The United States federal government operates in a period rife with significant, seemingly intractable challenges, including an evergrowing federal deficit, economic uncertainty, unemployment, and an aging infrastructure. These challenges go to the core of effective public management. As Don Kettl notes in Reflections on 21st Century Government Management, many problems faced by government allow little time to react; have a high cost of failure; and tend to be critical to citizens’ needs. In addition, responsibility for solving these problems often is highly diffused.Despite the many challenges facing today’s government leaders and managers, a single constant remains—the critical importance of achieving an organization’s mission with strategic intent.
What is Strategic Intent?
For today’s government leaders and managers, it is imperative to work toward executing their mission with strategic intent. Strategic intent focuses on an organization’s vision, goals, and objectives necessary to achieve its mission; it is marked by clarity of focus, a desired end, a flexibility of means, with criteria used to chart progress. It represents a need to think ahead and plan backward from an envisioned future, making it clear how to take effective action in the present.
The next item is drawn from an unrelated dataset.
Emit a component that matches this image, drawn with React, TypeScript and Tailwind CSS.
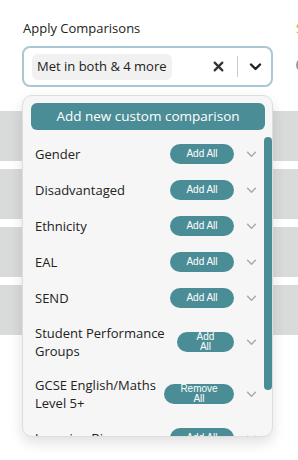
import React from "react";

/* ── Data ─────────────────────────────────────────────────────────────── */

type Row = { label: string; action: string; pillW: string; stacked?: boolean };

const ROWS: Row[] = [
  { label: "Gender", action: "Add All", pillW: "w-16" },
  { label: "Disadvantaged", action: "Add All", pillW: "w-16" },
  { label: "Ethnicity", action: "Add All", pillW: "w-16" },
  { label: "EAL", action: "Add All", pillW: "w-16" },
  { label: "SEND", action: "Add All", pillW: "w-16" },
  { label: "Student Performance Groups", action: "Add All", pillW: "w-[57px]", stacked: true },
  { label: "GCSE English/Maths Level 5+", action: "Remove All", pillW: "w-[70px]", stacked: true },
  { label: "Learning Biases", action: "Add All", pillW: "w-16" },
];

/* ── Small icons ──────────────────────────────────────────────────────── */

function Chevron({ className, width = 1.6 }: { className?: string; width?: number }) {
  return (
    <svg className={className} viewBox="0 0 12 8" fill="none" stroke="currentColor" strokeWidth={width} strokeLinecap="round" strokeLinejoin="round">
      <path d="M1.5 1.5L6 6l4.5-4.5" />
    </svg>
  );
}

/* ── Page ─────────────────────────────────────────────────────────────── */

export default function App() {
  return (
    <div className="relative w-[298px] h-[460px] overflow-hidden bg-white font-['Open_Sans',sans-serif] text-[#222]">
      {/* ── Filter row ───────────────────────────────────── */}
      <div className="flex pt-[18px]">
        <div className="ml-[22px] w-[251px] shrink-0">
          <div className="text-[13px] leading-5 pl-[1px] mb-[8px]">Apply Comparisons</div>
          <div className="h-[41px] rounded-lg border-2 border-[#abc6d5] flex items-center pl-[8px] pr-[9px]">
            <div className="h-[26px] rounded-md bg-[#f1f1f1] flex items-center px-[5px] text-[13px]">
              Met in both &amp; 4 more
            </div>
            <div className="ml-auto flex items-center">
              <svg className="w-[11px] h-[11px] text-[#333] mr-[13px]" viewBox="0 0 10 10" stroke="currentColor" strokeWidth={2} strokeLinecap="round">
                <path d="M1.5 1.5l7 7M8.5 1.5l-7 7" />
              </svg>
              <div className="w-px h-[21px] bg-[#cccccc]" />
              <Chevron className="w-[13px] h-[8px] ml-[11px] text-[#222]" width={2.4} />
            </div>
          </div>
        </div>
        <div className="ml-[23px] shrink-0 w-[200px]">
          <div className="text-[13px] leading-5 text-[#e0a030] mb-[20px]">Subject</div>
          <div className="w-[14px] h-[14px] rounded-full border-2 border-[#999]" />
        </div>
      </div>

      {/* ── Table placeholder rows behind the menu ───────── */}
      <div className="mt-[24px] flex flex-col gap-2">
        {[0, 1, 2, 3].map((i) => (
          <div key={i} className="h-[50px] bg-[#d9dada]" />
        ))}
      </div>

      {/* ── Dropdown menu ────────────────────────────────── */}
      <div className="absolute left-[22px] top-[95px] w-[251px] h-[342px] rounded-[10px] border border-[#dedede] bg-[#f6f6f6] shadow-[0_6px_14px_rgba(0,0,0,0.12)] overflow-hidden">
        <div className="px-[8px] pt-[7px]">
          <button className="w-[234px] h-[27px] rounded-md bg-[#4b8d96] text-white text-[13.5px] leading-none">
            Add new custom comparison
          </button>
        </div>

        <div className="mt-[6px] pl-[12px] pr-[15px]">
          {ROWS.map((row) => (
            <div key={row.label} className="flex items-center py-2">
              <div className="flex-1 pr-2 text-[13px] leading-[18px]">{row.label}</div>
              <div
                className={`${row.pillW} h-5 rounded-full bg-[#4b8d96] text-white font-['Liberation_Sans',Arial,sans-serif] text-[10px] flex flex-col items-center justify-center shrink-0 ${row.stacked ? "leading-[10px]" : "leading-none"}`}
              >
                {row.stacked ? (
                  <>
                    <span>{row.action.split(" ")[0]}</span>
                    <span>{row.action.split(" ")[1]}</span>
                  </>
                ) : (
                  row.action
                )}
              </div>
              <Chevron className="w-[11px] h-[7px] ml-[12px] text-[#a8a8a8] shrink-0" />
            </div>
          ))}
        </div>

        {/* scrollbar thumb */}
        <div className="absolute right-0 top-[41px] w-[8px] h-[253px] rounded-full bg-[#4b8d96]" />
      </div>
    </div>
  );
}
Benefits of Acting with Strategic intent
When government leaders act with strategic intent, they can better steer their agencies and help them:
- Anticipate Non-Routine Problems
Today’s increasingly complex public management problems do not respect bureaucratic boundaries; by focusing on strategic intent–rather than org charts–government leaders will be able to confront and surmount emergency and exceptional circumstances as they arise.
- Manage People and Resources
It is vital that today’s government leaders and managers develop ways to access the talent pool outside the traditional 30-year career employment model. According to James Thompson and Sharon Mastracci, that model greatly impedes managerial flexibility when either rapid increases in demand require more staff or budget reductions require less. It is critical that today’s government manager recognize the viability of nonstandard work arrangements, including part-time, seasonal, and on-call workers, as well as temporary agency and contract personnel.
Using Tools and Technology to Facilitate Strategic Intent
Government executives today have a host of tools and a vast array of technologies that they can harness to meet their missions. Given this new operating environment, it is imperative that government executives view these tools and technologies through the prism of both their mission and strategic intent.
The world has moved from a PC-centric to an Internet-centric universe; today’s government executives should recognize that technology trends such as cloud computing undoubtedly will change how agencies approach IT
Another new strategic tool is analytics. David McClure, associate administrator at the General Services Administration, notes “We’ve created a tsunami of information and data. We’ve got to be able to use, sift, analyze, and get value out of this information because it’s a gold mine.”
Tom Shoop points out in the February 2011 issue of Government Executive that “mission clarity is one of the strongest predictors of success, and conflicting missions can bring an agency to its knees.” It is a management imperative for government executives today to keep their mission front and center. Keeping focus on the strategic intent of mission is key.